Note re images: the first two images above were sourced from the 1885 journal article linked in the text. The third was sourced from this Google Maps view, and the last, from the Google Maps view linked in the text. All intellectual property in the images belongs solely to the lawful owners or authorized users, as applicable. Images are used for educational and historical purposes. All feedback welcomed.


*In fact reader Roy Pearson has shown there was a Crown Hotel in Ince, tenanted by Barker, see his message in the Comments. Thanks to Roy for straightening this out.


11 thoughts on “Origin of the Beer Sparkler

  1. I am from the north and travel to London often around 6 times a year various parts so I visit lots of London pubs. I have tried beers with a sparkler and without. And I have to say I prefer the flavor and mouhfeel of a sparkler. Wethe rtou use a sparkle or not should be he customers choice but I’ve been in London pubs that have almost shouted at me telling me it makes the beer uncontrollable and wastes beer? Now I’m a barman have been for decades and I don’t lose anymore beer using a sparkler than not using one. We are happy to accommodate both ways. But I prefers the mouthfeel of the sparkler to the rougher southern style pint

  2. Rob misleads a bit here Gary. In no way is the main use of the sparkler to disguise flat beer. That would mean that huge swathes of the North and Midlands, most of Wales and more are being systematically fooled. Hardly.

    Au contraire use of a sparkler on flat beer makes it even flatter. That is obvious when you taste it. In a small minority of places the misuse of the sparkler may happen, but like as not it likely stems from poor beer keeping in the first place.

    He is right about the myth that cask beer is naturally flat. In cask beer condition is all and it is poor cellermanshio that causes flag beer.

  3. There was a Crown Hotel on Manchester Road in Higher Ince. The pub closed in the 1970’s.

    According to an entry in the London Gazette in 1886, George Barker was indeed the ‘licensed victualler’ at the aforementioned pub. See http://bit.ly/2yYONKo

    The existence of the Crown Hotel in Ince is also confirmed in articles on the Wigan World website – see http://bit.ly/2zGDDqH.

    Hope this helps to provide some clarity.

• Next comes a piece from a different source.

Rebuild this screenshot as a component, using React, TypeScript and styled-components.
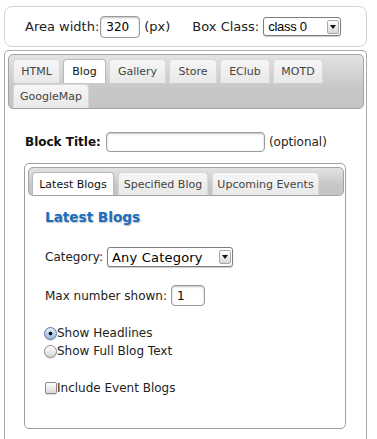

  4. The sparkler! A debate if ever. I lived in England for 3 years. Northern and Midland breweries tended to prime their beers and Southern breweries did not. The former used sparklers as their customers liked a pint that poured with a tight creamy head that lasted all the way to the bottom, while the latter did not, preferring a beer with a pancake head. I prefer a sparkler as I like a tight creamy head to a depth of 3/8″ on a pint. I do not prime cask beer. I trained as a brewer in London. A cask beer should be clear as a bell, which most breweries here seem to ignore. Quality ale, whether unfiltered or filtered should be crystal clear.

    • That is very helpful Charles, thanks so much.

      Why do you consider clarity vital, is it because you feel a haze makes the beer too yeasty in taste? Or is it an aesthetic thing? Thx again.


  5. Flat-caskers…rejecting the science and bubbly evidence at hand.

    By the way, when one finds the rare beer engine in the U.S., more often than not, the handpump does have a sparker head attached.

    Thanks for the story, Gary. Good sleuthing.

  6. “Cask beer pours flat” is a fallacy that is often repeated by sparklerites to justify the use of their devilish device. Of course, some cask beer does pour flat due to lack of condition, and the real use of the sparkler more often than not is to disguise that fact until the unlucky punter has been parted from his money. But it depends on the condition – properly conditioned beer is not flat, and will produce a loose, rocky, foamy head without the aid of a sparkler. (The same argument is used about gravity dispense, equally falsely).